JENKINS: Memo to young males: It's time to man up

Rob Jenkins

Rob Jenkins

When I was growing up, the fastest way to get boys engaged in learning was to make it a competition between them and the girls. The girls usually won, but at least the boys competed.

Not anymore, apparently.

According to the book “The Demise of Guys: Why Boys are Struggling and What We Can Do About It” by Philip Zimbardo and Nikita Duncan, “Girls now outperform boys at every level, from elementary school through graduate school. … Boys are 30 percent more likely than girls to drop out of both high school and college … (and) it is predicted that women will earn 60 percent of bachelors, 63 percent of masters, and 54 percent of doctorate degrees by 2016.”

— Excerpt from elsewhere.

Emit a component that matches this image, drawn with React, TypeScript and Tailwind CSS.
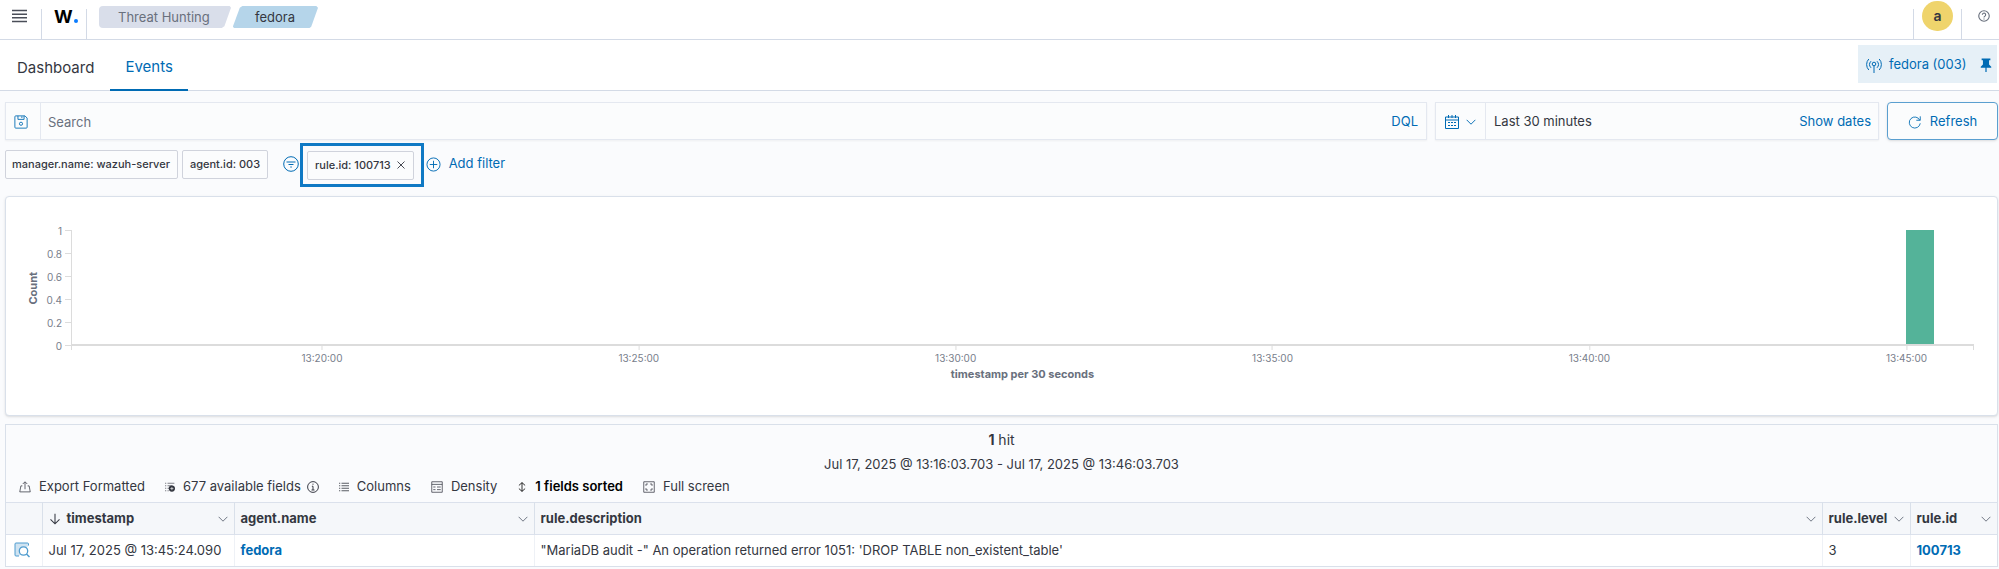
import type { ReactNode } from "react";

interface Column {
  name: string;
  width: string;
}

interface Tick {
  label: string;
  left: number;
}

const COLUMNS: Column[] = [
  { name: "timestamp", width: "w-[192px]" },
  { name: "agent.name", width: "w-[300px]" },
  { name: "rule.description", width: "" },
  { name: "rule.level", width: "w-[88px]" },
  { name: "rule.id", width: "w-[87px]" },
];

const Y_TICKS = ["1", "0.8", "0.6", "0.4", "0.2", "0"];

// left is a percentage of the plot width
const X_TICKS: Tick[] = [
  { label: "13:20:00", left: 13.14 },
  { label: "13:25:00", left: 29.8 },
  { label: "13:30:00", left: 46.46 },
  { label: "13:35:00", left: 63.12 },
  { label: "13:40:00", left: 79.78 },
  { label: "13:45:00", left: 96.45 },
];

const BARS = [{ left: 96.45, width: 1.45, value: 1 }];

function Icon({ children, className = "w-4 h-4" }: { children: ReactNode; className?: string }) {
  return (
    <svg viewBox="0 0 16 16" className={`shrink-0 ${className}`} fill="none" stroke="currentColor" aria-hidden="true">
      {children}
    </svg>
  );
}

function Chevron({ className = "w-[10px] h-[10px]" }: { className?: string }) {
  return (
    <Icon className={className}>
      <path d="M1 4.5l7 7 7-7" strokeWidth="1.5" />
    </Icon>
  );
}

function Header() {
  return (
    <header className="flex h-10 items-stretch border-b border-[#d3dae6] bg-white">
      <button aria-label="Menu" className="flex w-[41px] items-start pt-[9px] pl-3 text-[#4a4e58]">
        <svg viewBox="0 0 15 14" className="w-[15px] h-[14px]" fill="none" stroke="currentColor" strokeWidth="1.6">
          <path d="M0 1.5h15M0 5.2h15M0 8.8h15M0 12.5h15" />
        </svg>
      </button>
      <a href="#" aria-label="Home" className="mt-[9px] flex w-[46px] items-start gap-px border-x border-[#d3dae6] pl-3 text-lg leading-[15px] font-bold text-black">
        W
        <svg viewBox="0 0 4 4" className="mt-[10px] w-1 h-1" aria-hidden="true">
          <circle cx="2" cy="2" r="2" fill="#0a7cff" />
        </svg>
      </a>
      <nav className="flex items-start gap-[2px] pt-[6px] pl-3 text-[13px] leading-[22px]">
        <a href="#" className="h-[22px] w-[132px] rounded-l bg-[#d9deea] pl-[19px] text-[#69707d] [clip-path:polygon(0_0,99%_0,100%_8%,95%_92%,93%_100%,0_100%)]">
          Threat Hunting
        </a>
        <a href="#" className="h-[22px] w-[85px] bg-[#b5d5ea] pl-[22px] text-[#343741] [clip-path:polygon(11%_0,98%_0,100%_8%,92%_94%,90%_100%,1%_100%,0_92%,8%_8%)]">
          fedora
        </a>
      </nav>
      <div className="mt-[9px] ml-auto flex border-l border-[#d3dae6]">
        <button aria-label="Account" className="-mt-2 flex h-[38px] w-[47px] items-start pl-2">
          <span className="flex h-[30px] w-[31px] items-center justify-center rounded-full bg-[#efd46c] text-sm font-semibold text-[#343741]">
            a
          </span>
        </button>
        <button aria-label="Help" className="flex w-[38px] justify-center border-l border-[#d3dae6] pt-px pl-[6px] text-[#69707d]">
          <Icon className="w-3 h-3">
            <circle cx="8" cy="8" r="7" strokeWidth="1.5" />
            <path d="M5.8 6.4a2.2 2.2 0 1 1 3.4 1.8Q8 8.8 8 10" strokeWidth="1.5" />
            <path d="M8 11.2v1.6" strokeWidth="1.5" />
          </Icon>
        </button>
      </div>
    </header>
  );
}

function Tabs() {
  return (
    <div className="flex h-[51px] items-stretch border-b border-[#d3dae6] bg-white pl-1">
      <nav className="flex flex-1 text-[15px]">
        <a href="#" className="flex items-center px-[13px] pt-[6px] text-[#343741]">Dashboard</a>
        <a href="#" aria-current="page" className="ml-[3px] -mb-px flex items-center border-b-2 border-[#006bb4] px-[15px] pt-[6px] text-[#006bb4]">
          Events
        </a>
      </nav>
      <button className="mt-[5px] mr-[2px] flex h-[38px] w-[139px] items-center bg-[#e6f0f7] pt-px pl-2 text-[13px] text-[#006bb4]">
        <Icon>
          <path d="M5 4.2a4.8 4.8 0 0 0 0 6.6M11 4.2a4.8 4.8 0 0 1 0 6.6M2.8 2a8 8 0 0 0 0 11M13.2 2a8 8 0 0 1 0 11" />
          <circle cx="8" cy="7" r="1.8" />
          <path d="M8 8.8V16" />
        </Icon>
        <span className="ml-[7px]">fedora (003)</span>
        <Icon className="mr-1 ml-auto w-[14px] h-[14px]">
          <path d="M3 .5h10v2h-1.5v5L14 10v1H2v-1l2.500-2.500v-5H3zM7.300 11h1.400v5H7.300z" fill="currentColor" stroke="none" />
        </Icon>
      </button>
    </div>
  );
}

function SearchBar() {
  return (
    <div className="flex h-[38px] gap-2 text-[13px]">
      <div className="flex flex-1 items-stretch border border-[#e4e8f0] bg-[#fbfcfd] shadow-xs">
        <button aria-label="Saved queries" className="flex w-[35px] items-center border-r border-[#e4e8f0] pt-px pl-2 text-[#006bb4]">
          <Icon className="w-[14px] h-[14px]">
            <path d="M1 2a1 1 0 0 1 1-1h10.500L15 3.500V14a1 1 0 0 1-1 1H2a1 1 0 0 1-1-1zM4.500 1v4h7V1M9 1.500v2" />
            <circle cx="8" cy="10" r="1.800" />
          </Icon>
        </button>
        <input aria-label="Search" placeholder="Search" className="flex-1 px-[7px] pt-1 text-[#343741] outline-none placeholder:text-[#69707d]" />
        <button className="px-2 pt-[2px] text-[#006bb4]">DQL</button>
      </div>
      <div className="flex w-[444px] items-stretch border border-[#e4e8f0] bg-[#fbfcfd] shadow-xs">
        <button aria-label="Quick select" className="flex w-[50px] items-center border-r border-[#e4e8f0] pt-px pl-2 text-[#006bb4]">
          <Icon>
            <path d="M1.500 3h13v11.500h-13zM1.500 6h13M4.500 1v3M8 1v3M11.500 1v3" />
            <path d="M4 8.500h8M4 11.500h8" strokeDasharray="2 1" />
          </Icon>
          <Chevron className="ml-[6px] w-[10px] h-[10px]" />
        </button>
        <button className="flex-1 pt-[2px] pl-2 text-left text-[#343741]">Last 30 minutes</button>
        <button className="px-[7px] pt-[2px] text-[#006bb4]">Show dates</button>
      </div>
      <button className="flex w-[111px] items-center justify-center gap-2 rounded border border-[#5a9fd0] bg-[#fbfcfd] pt-px text-[#006bb4] shadow-sm">
        <Icon className="w-[14px] h-[14px]">
          <path d="M13.500 6A6.300 6.300 0 1 0 14 9.500M14 1.500V6H9.500" />
        </Icon>
        Refresh
      </button>
    </div>
  );
}

function Filters() {
  return (
    <div className="mt-[3px] flex h-[44px] items-center text-[11px] font-medium text-[#343741]">
      <span className="mb-[2px] flex h-[29px] items-center rounded-xs border border-[#d0d3dc] bg-[#fbfcfd] pr-[7px] pl-[6px]">manager.name: wazuh-server</span>
      <span className="mb-[2px] ml-1 flex h-[29px] items-center rounded-xs border border-[#d0d3dc] bg-[#fbfcfd] px-[7px]">agent.id: 003</span>
      <button aria-label="Filter options" className="mb-[2px] ml-[15px] text-[#006bb4]">
        <Icon>
          <circle cx="8" cy="8" r="7.300" />
          <path d="M3.500 6h9M5.500 8.500h5M7.300 11h1.500" />
        </Icon>
      </button>
      <div className="ml-px flex h-[44px] items-center border-[3px] border-[#0f79c4] pr-[7px] pl-1">
        <span className="flex h-[29px] items-center rounded-xs border border-[#d0d3dc] bg-[#fbfcfd] pr-2 pl-[7px]">
          rule.id: 100713
          <button aria-label="Remove filter" className="ml-[6px]">
            <Icon className="w-2 h-2">
              <path d="M1 1l14 14M15 1L1 15" strokeWidth="1.800" />
            </Icon>
          </button>
        </span>
      </div>
      <button className="mb-[2px] ml-[2px] flex items-center gap-2 text-[13px] font-normal text-[#006bb4]">
        <Icon className="w-[15px] h-[15px]">
          <circle cx="8" cy="8" r="7" />
          <path d="M8 4v8M4 8h8" />
        </Icon>
        Add filter
      </button>
    </div>
  );
}

function Histogram() {
  return (
    <section className="mt-[9px] rounded border border-[#d9e0ea] bg-white pt-[33px] pr-[23px] pb-8 pl-[19px] shadow-sm">
      <div className="flex">
        <div className="flex h-[116px] w-4 items-center justify-center">
          <span className="-rotate-90 text-[11px] font-bold text-[#69707d]">Count</span>
        </div>
        <div className="flex h-[116px] w-[30px] flex-col justify-between text-[10px] leading-[0px] text-[#787e8b]">
          {Y_TICKS.map((tick) => (
            <div key={tick} className="flex h-px items-center justify-end gap-[3px]">
              {tick}
              <span className="h-px w-[6px] bg-[#dcdcdc]" />
            </div>
          ))}
        </div>
        <div className="relative h-[116px] flex-1 border-b-2 border-l border-[#dcdcdc]">
          {BARS.map((bar) => (
            <div
              key={bar.left}
              className="absolute bottom-0 bg-[#54b399]"
              style={{ left: `${bar.left}%`, width: `${bar.width}%`, height: `${bar.value * 100}%` }}
            />
          ))}
          <span className="absolute top-full -left-px h-[6px] w-px bg-[#dcdcdc]" />
          <span className="absolute top-full right-0 h-[6px] w-px bg-[#dcdcdc]" />
          {X_TICKS.map((tick) => (
            <div
              key={tick.label}
              className="absolute top-full flex -translate-x-1/2 flex-col items-center text-[10px] leading-4 text-[#787e8b]"
              style={{ left: `${tick.left}%` }}
            >
              <span className="h-[6px] w-px bg-[#dcdcdc]" />
              {tick.label}
            </div>
          ))}
        </div>
      </div>
      <div className="mt-[19px] pl-[46px] text-center text-[11px] leading-[18px] font-bold text-[#69707d]">timestamp per 30 seconds</div>
    </section>
  );
}

function Toolbar() {
  return (
    <div className="mb-px flex h-7 items-center gap-5 pl-[13px] text-[13px] text-[#343741]">
      <button className="flex items-center gap-2">
        <Icon className="w-3 h-3">
          <path d="M4.500 6.500h-2L1 14.500h14l-1.500-8h-2M8 11V1.500M5 4l3-3 3 3" />
        </Icon>
        Export Formatted
      </button>
      <button className="flex items-center gap-2">
        <Icon className="w-[10px] h-[10px]">
          <path d="M0 2h2M4 2h11M0 6h2M4 6h8M0 10h2M4 10h3M0 14h2M4 14h2" />
          <circle cx="11" cy="10.500" r="5" fill="currentColor" stroke="none" />
          <path d="M11 8v5M8.500 10.500h5" stroke="#fff" />
        </Icon>
        677 available fields
        <Icon className="-ml-[2px] w-3 h-3">
          <circle cx="8" cy="8" r="7.200" strokeWidth="1.300" />
          <path d="M8 3.500v1.500M6.500 7h1.500v5M6 12h4" strokeWidth="1.300" />
        </Icon>
      </button>
      <button className="flex items-center gap-2">
        <Icon className="w-[10px] h-[10px]">
          <path d="M0 2h2M4 2h12M0 6h2M4 6h12M0 10h2M4 10h12M0 14h2M4 14h12" strokeWidth="1.300" />
        </Icon>
        Columns
      </button>
      <button className="flex items-center gap-2">
        <Icon className="w-3 h-3">
          <path d="M1 1h14v14H1zM1 4.500h14M3 8h3M8 8h5M3 11.500h3M8 11.500h5" />
        </Icon>
        Density
      </button>
      <button className="flex items-center gap-2 font-semibold text-black">
        <Icon className="w-[10px] h-[10px]">
          <path d="M8 1v14M3 5.500L8 1l5 4.500M3 10.500L8 15l5-4.500" strokeWidth="1.300" />
        </Icon>
        1 fields sorted
      </button>
      <button className="flex items-center gap-2">
        <Icon className="w-3 h-3">
          <path d="M1 1h14v14H1zM4 6.500V4h2.500M9.500 4H12v2.500M12 9.500V12H9.500M6.500 12H4V9.500" />
        </Icon>
        Full screen
      </button>
    </div>
  );
}

function EventsTable() {
  return (
    <table className="w-full table-fixed border-collapse text-left text-[13px] text-[#343741]">
      <thead className="bg-[#f5f7fa]">
        <tr className="h-8 border-y border-[#dbe1ec]">
          <th className="w-9" aria-label="Inspect"></th>
          {COLUMNS.map((column, index) => (
            <th key={column.name} className={`border-l border-[#d9e0ea] pr-[6px] pl-[6px] font-bold ${column.width}`}>
              <div className="flex items-center">
                {index === 0 && (
                  <Icon className="mr-[6px] w-3 h-3">
                    <path d="M8 1v13M2 8.500l6 6 6-6" strokeWidth="1.400" />
                  </Icon>
                )}
                {column.name}
                <button aria-label={`${column.name} options`} className="ml-auto text-[#69707d]">
                  <Chevron />
                </button>
              </div>
            </th>
          ))}
        </tr>
      </thead>
      <tbody className="bg-white">
        <tr className="h-[31px]">
          <td>
            <button aria-label="Inspect document" className="ml-2 flex text-[#4f9ccf]">
              <Icon>
                <path d="M14.500 3.500V2a1 1 0 0 0-1-1H2a1 1 0 0 0-1 1v11a1 1 0 0 0 1 1h3" fill="#cfe3f1" />
                <circle cx="9.500" cy="9" r="4.200" strokeWidth="1.300" fill="#fff" />
                <path d="M12.500 12l3 3" strokeWidth="1.500" />
              </Icon>
            </button>
          </td>
          <td className="border-l border-[#eef1f6] px-[6px] whitespace-nowrap">Jul 17, 2025 @ 13:45:24.090</td>
          <td className="border-l border-[#eef1f6] px-[6px]">
            <a href="#" className="font-bold text-[#006bb4]">fedora</a>
          </td>
          <td className="border-l border-[#eef1f6] px-[6px]">"MariaDB audit -" An operation returned error 1051: 'DROP TABLE non_existent_table'</td>
          <td className="border-l border-[#eef1f6] px-[6px]">3</td>
          <td className="border-l border-[#eef1f6] px-[6px]">
            <a href="#" className="font-bold text-[#006bb4]">100713</a>
          </td>
        </tr>
      </tbody>
    </table>
  );
}

export default function App() {
  return (
    <div className="min-h-screen bg-[#fafbfd] font-['Inter',sans-serif] text-[#343741]">
      <Header />
      <Tabs />
      <main className="pt-[11px] pr-px pb-1 pl-[5px]">
        <SearchBar />
        <Filters />
        <Histogram />
        <section className="mt-2 border border-[#d9e0ea]">
          <div className="pt-1 text-center text-sm leading-[22px]">
            <span className="font-bold">1</span> hit
          </div>
          <div className="pt-1 text-center text-[13px] leading-[18px]">Jul 17, 2025 @ 13:16:03.703 - Jul 17, 2025 @ 13:46:03.703</div>
          <Toolbar />
          <EventsTable />
        </section>
      </main>
    </div>
  );
}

That boys are losing their competitive drive is due in part, I believe, to the systematic emasculation of young males that has been going on in our schools for two decades. Teachers, administrators, and bureaucrats, all mostly female, have decided that boys should “stifle their aggression,” “get in touch with their feelings,” and generally act like girls.

The results have been disastrous: our system now produces thousands of boys who grow up with no idea how to be men.

But boys also bear some responsibility for taking themselves out of the game. Assuming the population is roughly half male, and women aren’t inherently smarter or more capable (an assumption daily called into question at my house), the only explanation for the discrepancy Zimbardo and Duncan describe is general sorry-ness. Apparently boys are becoming more like girls in every way except the ones that matter.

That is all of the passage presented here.